Morales and these veterans deny that the Guatemalan military carried out a state policy of genocide during the country’s civil war which may hinder the already limited progress achieved by transitional justice advocates. In addition, continued interference into the judicial processes used to hold human rights violators accountable undermines not only the rights of the victims but the strengthening of the rule of law.
One of the problems in recent Guatemalan history consists in the criminal links between active and former military officials inside of government and out. Those officials work with other political officials and economic elites to further their own interests through actions that capture or weaken the state significantly. Those links caused the Guatemalan government to agree to the establishment of CICIG nearly one decade ago. The new charges against convicted criminal Byron Lima Oliva and the recent arrests of Perez Molina and other former military officials have begun to break down the criminal networks involving former military officials. Although he has committed to supporting CICIG’s continued operations in Guatemala, Morales’ victory will in all likelihood make continued progress on this front more difficult.
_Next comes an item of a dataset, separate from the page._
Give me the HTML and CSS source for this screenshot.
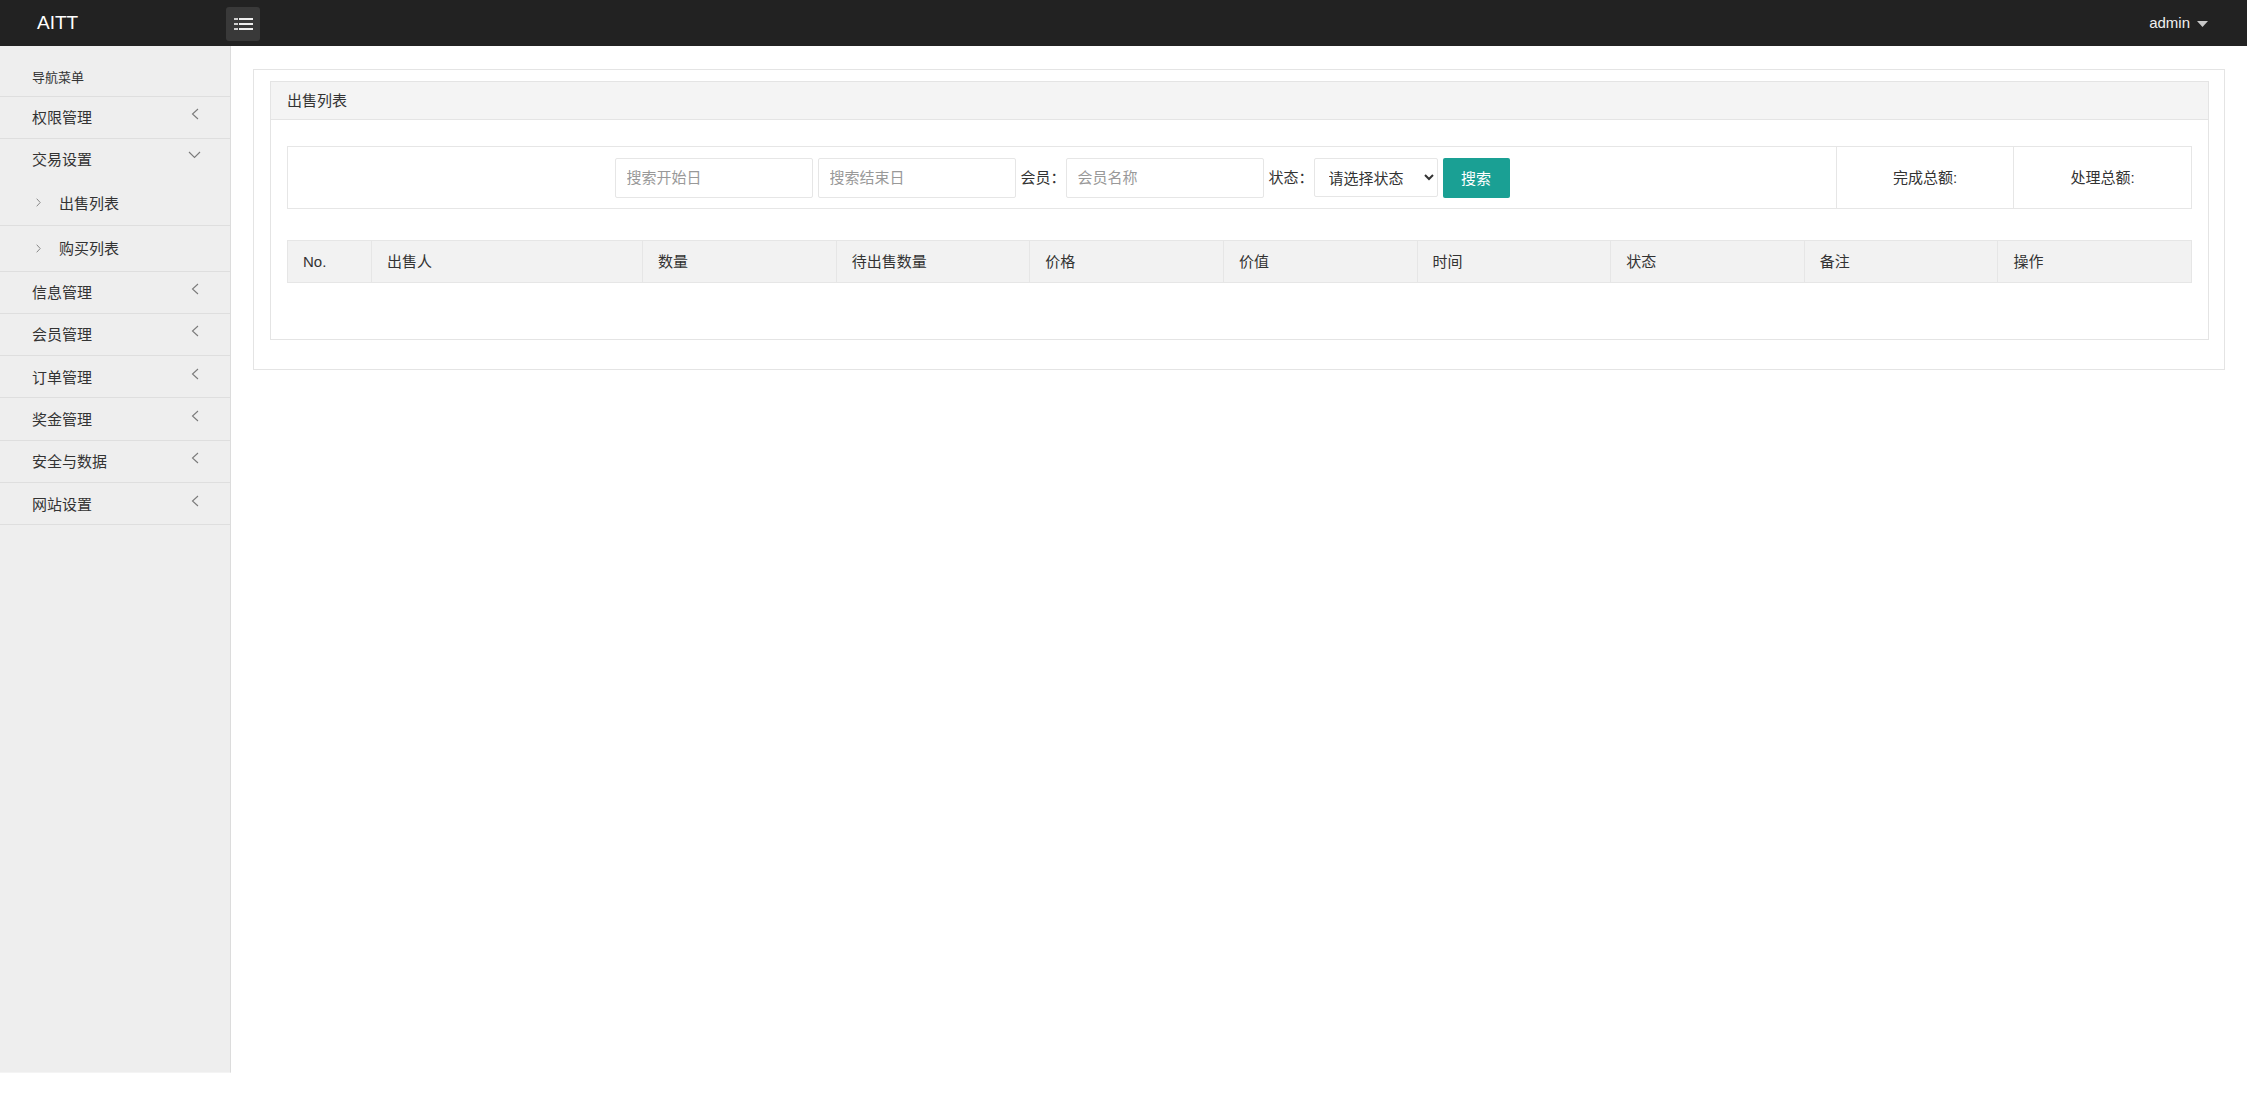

The FCN will need to work with other political parties in the 158-seat congress after only capturing eleven seats in September’s election. In all likelihood, however, the FCN will pick up additional seats between now and the sitting of the new congress as Guatemalan legislators continue their well-worn tradition of switching from political parties in which they were originally elected to other parties that are better-positioned to allow them to further their professional interests.
Even with a few additional congressmen, the FCN and Morales will still have to work with other political parties such as Manuel Baldizon’s Lider and the remnants of Perez Molina’s PP to advance their agenda. Morales has promised to improve government transparency, significantly reduce child malnutrition rates, extend CICIG’s mandate into the future, increase mining royalties but not taxes, and take stronger stances on the country’s territorial dispute with Belize and against absentee teachers. The details of Morales’ proposals and how he intends to finance and convince other political actors to support these initiatives remain unclear, at best.
The Guatemalan government will continue to confront serious challenges in establishing the rule of law and improving the day-to-day lives of millions of its citizens. However, the instability brought on by criminal investigations undertaken by the attorney general’s office and CICIG that led to the resignations and arrests of the former president and vice president and the sustained mobilization of the people against corruption and politics as usual have kicked open the door to a potentially more just future. However, they will have to achieve convictions in open corruption cases and continue to pressure their elected officials to take democracy seriously over the next four years as it is not clear that the president, or those recently elected to congress, will do so on their own.